Many developers implementing complex projects choose to build a number of iterative objects with very similar, almost identical elevations. What you decided when designing B4B is to give each object each own unique character. What is the idea behind this strategy?
AT: Yes, you are right. It was a strategy and it was well thought out. We believe that, in order to erect a building complex that consists several neighbouring objects, a certain play with space is vital. And, to create a community-friendly atmosphere, it is essential to use different frontages and façades. Bonarka for Business is not our first venture of that kind. Our strategy so far has involved working with different architectural teams for each investment. That means that none of the shopping centres or office buildings we have built look the same and we intend to keep this architectural diversity in the future.
ÁT: The answer is simple: we need to create our projects in a variety of markets and surroundings, taking into consideration not only the existing but also the planned elements of the infrastructure. The buildings we create, whether they be shopping centres, offices or residential facilities, are not made of blocks. They can be considered durable goods, becoming new landmarks in the city and objects of a certain quality. In several dozen years they might develop a sightseeing value, who knows! Bonarka for Business is an interesting, community-friendly space where people like to be. This means that it quite quickly has become one of the most significant points on the commercial and business map of Krakow. It is also worth mentioning that none of our other investments in Budapest, Bratislava or Croatia resemble in any way those from Krakow. Each of them matches the fabric of the city perfectly... They are all tailored to the local markets and their long-term development prospects, as well as aiming to meet different needs of local communities.

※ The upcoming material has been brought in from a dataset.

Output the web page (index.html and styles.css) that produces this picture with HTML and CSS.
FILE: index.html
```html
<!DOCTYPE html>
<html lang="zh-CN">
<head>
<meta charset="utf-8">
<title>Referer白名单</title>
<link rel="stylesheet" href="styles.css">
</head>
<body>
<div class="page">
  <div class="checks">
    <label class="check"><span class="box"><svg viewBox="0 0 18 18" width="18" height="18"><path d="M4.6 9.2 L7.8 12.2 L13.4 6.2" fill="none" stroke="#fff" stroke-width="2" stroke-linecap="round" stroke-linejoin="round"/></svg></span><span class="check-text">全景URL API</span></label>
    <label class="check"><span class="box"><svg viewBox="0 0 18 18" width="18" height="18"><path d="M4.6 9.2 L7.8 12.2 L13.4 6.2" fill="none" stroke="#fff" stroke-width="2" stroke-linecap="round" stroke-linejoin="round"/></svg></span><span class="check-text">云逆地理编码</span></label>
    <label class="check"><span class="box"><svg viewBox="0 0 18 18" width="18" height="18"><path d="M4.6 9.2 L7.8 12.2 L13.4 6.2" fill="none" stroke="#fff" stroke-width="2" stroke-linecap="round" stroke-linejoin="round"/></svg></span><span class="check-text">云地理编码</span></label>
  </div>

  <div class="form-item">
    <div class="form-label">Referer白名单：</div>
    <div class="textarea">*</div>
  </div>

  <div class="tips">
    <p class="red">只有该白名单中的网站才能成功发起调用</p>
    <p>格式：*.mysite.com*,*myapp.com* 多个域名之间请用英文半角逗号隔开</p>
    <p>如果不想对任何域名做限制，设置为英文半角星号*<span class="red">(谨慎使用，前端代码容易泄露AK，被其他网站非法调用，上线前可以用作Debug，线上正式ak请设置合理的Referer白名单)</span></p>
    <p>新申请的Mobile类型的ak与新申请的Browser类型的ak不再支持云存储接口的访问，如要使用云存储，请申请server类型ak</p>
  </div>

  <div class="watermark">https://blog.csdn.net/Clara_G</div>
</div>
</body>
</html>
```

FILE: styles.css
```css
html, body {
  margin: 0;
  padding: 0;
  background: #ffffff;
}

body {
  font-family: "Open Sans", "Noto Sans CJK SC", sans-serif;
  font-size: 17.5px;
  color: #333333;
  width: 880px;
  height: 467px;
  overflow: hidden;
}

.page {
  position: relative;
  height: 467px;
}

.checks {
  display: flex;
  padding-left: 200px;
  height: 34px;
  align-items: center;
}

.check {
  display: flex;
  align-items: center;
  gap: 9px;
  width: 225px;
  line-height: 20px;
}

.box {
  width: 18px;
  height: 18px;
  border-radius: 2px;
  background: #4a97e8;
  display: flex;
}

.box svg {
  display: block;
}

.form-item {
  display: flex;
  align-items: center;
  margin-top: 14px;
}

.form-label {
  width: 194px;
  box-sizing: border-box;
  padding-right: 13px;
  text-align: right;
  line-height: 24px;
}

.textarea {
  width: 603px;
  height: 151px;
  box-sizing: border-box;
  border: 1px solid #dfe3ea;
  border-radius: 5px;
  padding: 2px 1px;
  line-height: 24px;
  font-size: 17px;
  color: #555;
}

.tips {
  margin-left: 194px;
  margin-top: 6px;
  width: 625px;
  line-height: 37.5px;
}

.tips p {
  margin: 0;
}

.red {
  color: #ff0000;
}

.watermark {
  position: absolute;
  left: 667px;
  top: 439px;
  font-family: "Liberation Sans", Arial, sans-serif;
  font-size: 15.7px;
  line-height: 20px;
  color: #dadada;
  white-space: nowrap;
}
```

I understand that other buildings planned within the B4B complex will be as unique?
ÁT: Yes, the new buildings will still be unique in their character but, on the other hand, they will work well with each other, creating a coherent complex, as well as with other parts of the space. Although I must say that implementing this premeditated intent has been a big challenge and has required careful consideration.

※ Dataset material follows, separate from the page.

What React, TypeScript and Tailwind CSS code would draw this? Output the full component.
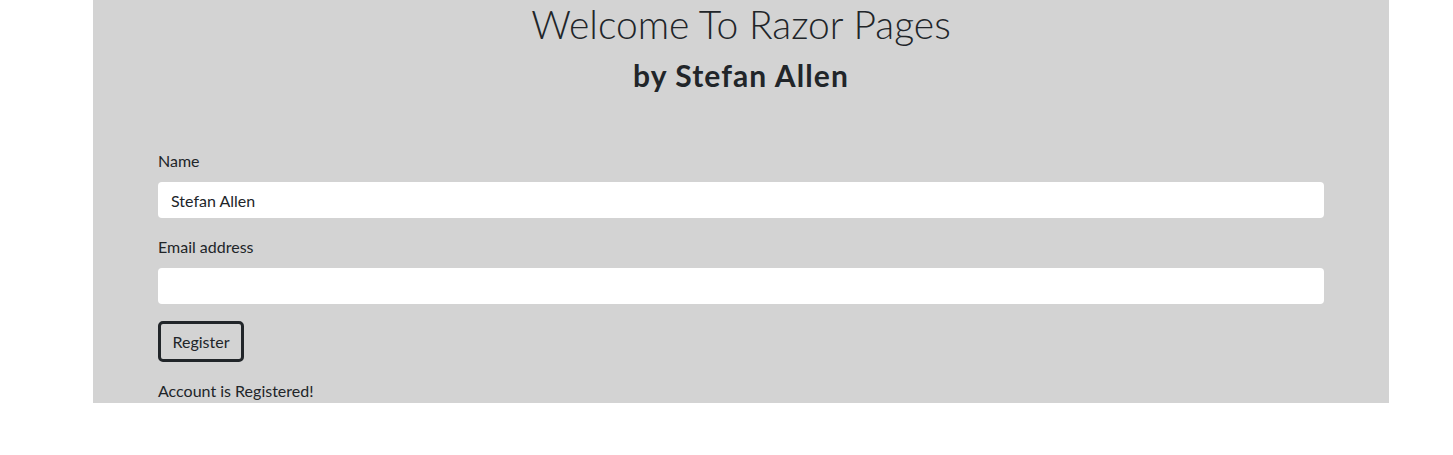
export default function App() {
  return (
    <div className="min-h-[455px] bg-white text-[#212529]" style={{ fontFamily: 'Lato, "Open Sans", sans-serif' }}>
      <div className="ml-[93px] w-[1296px] bg-[#d3d3d3]">
        <h1 className="text-center text-[39px] font-light leading-[48px]">Welcome To Razor Pages</h1>
        <h3 className="mt-[10px] text-center text-[30px] font-bold leading-[34px] tracking-[1.1px]">by Stefan Allen</h3>

        <form className="px-[65px] pt-[57px]" onSubmit={(e) => e.preventDefault()}>
          <div className="mb-[17px]">
            <label className="mb-[9px] block text-[16px] leading-6">Name</label>
            <input
              className="block h-[36px] w-full rounded-[4px] bg-white px-[13px] text-[16px] outline-none"
              defaultValue="Stefan Allen"
            />
          </div>
          <div className="mb-[17px]">
            <label className="mb-[9px] block text-[16px] leading-6">Email address</label>
            <input className="block h-[36px] w-full rounded-[4px] bg-white px-[13px] text-[16px] outline-none" />
          </div>
          <button
            type="submit"
            className="h-[41px] w-[86px] rounded-[5px] border-[3px] border-[#212529] text-[16px] text-[#212529]"
          >
            Register
          </button>
          <p className="mt-[17px] text-[16px] leading-6">Account is Registered!</p>
        </form>
      </div>
    </div>
  );
}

2014, on the one hand, saw the completion of several major office projects for Krakow; on the other it was a time when many projects reached the implementation phase and new projects were commenced. Are you not concerned that, in coming years, the vacancy rate in Krakow may also rise, which could entail a market slowdown and difficulties in the commercialisation of the new buildings?
TL: Currently Krakow has the lowest vacancy rate in Poland and so we believe we should not encounter problems with the commercialisation of our investments. In case, however, when the rate should become dangerously high as a result of new investments, further investments can be put on hold or significant changes introduced in order to increase their market attractiveness. We originally planned Bonarka for Business having altogether four buildings, with the last one marked with the letter D. The remaining parts were to become residential facilities that complimented the retail and office space. In the past few years, however, the office market in Krakow has grown significantly. New investors have entered the market and new tenants have appeared who are in need of modern office space... Consequently we have decided to keep developing the office part of the project. Should a possible office space market saturation come about, there is always the opportunity to return to the original plan and build residential facilities. Our current zoning plans allow us to keep this option open.
Tomasz Lisiecki Chief Development Officer
at TriGranit Development Corporation
Implementation of a huge business investment, opening five office buildings and further project development makes TriGranit one of the major developers in Krakow's commercial market at the moment. How was it to work with the city authorities and key departments for this type of investment?
TL: The area on which our investment is realised covers 19 hectares plus. I believe that our investment significantly improves the Podgórze Duchackie district’s situation. It is clear that implementation of a complicated project, important for the entire local community, requires staying in continuous dialogue with the city authorities, obtaining numerous permits and approvals. But, as long as both parties essentially share the common goal, namely for new investments to become a part of a long-term strategy for the city development, this partnership will flourish. The beginnings were, well, challenging, but we have been present in Krakow for the last ten years. In this period we have had many opportunities to show what we are capable of; now people can see that new investments support the development of the city, remaining in compliance with the arrangements agreed all those years ago. All this possibly facilitates the attitude of welcoming new projects.
Bonarka for Business provides lease space which has been particularly popular with business tenants, as evidenced by the fact that building E has been partially leased even before its official opening. Does TriGranit also implement investments that are tailored to the needs of a specific tenant, created in the build-to-suit system?
AT: Yes, we have experience in implementing build-to-suit projects. For example, we built the K&H Bank headquarter in Hungary in this way. It later became the first office building in Budapest to be awarded with the LEED Gold level certificate. But we built offices for Vodafone and Morgan Stanley in Hungary and for IBM in Bratislava also as a build-to-suit project. That means, that we have developed altogether more than 60-70 000 sqm office space in a build-to-suit construction. This type of project, however, is not very popular. It is much more common that a company decides to adapt an already erected building to meet their specific needs. Building property for a specific tenant requires numerous complicated formal operations, a high level of cooperation between the developer, architect, contractor and the party that specifies the order. Every entrepreneur has a huge impact on how interior space will look anyway; what technical solutions will be implemented and how the space will be divided. It must be emphasized that we also consider our tenants’ opinions when deciding on the architecture of construction and we keep learning from them and use their support during development. On the other hand, we strive to ensure that each project is timeless; just as in the case of our first investment made in Budapest in 1995. This project was a bank centre and this building is still one of the most important offices in the Hungarian capital. What’s more, the building received The People Choice Award at the most significant Office Market Award in Hungary this year. Combining the latest trends with the timeless determinants of good architecture makes our investments very popular with tenants, even when we have not utilised a build-to-suit process.
Thank you for the interview and I wish you more successful implementation of your unique, timeless projects.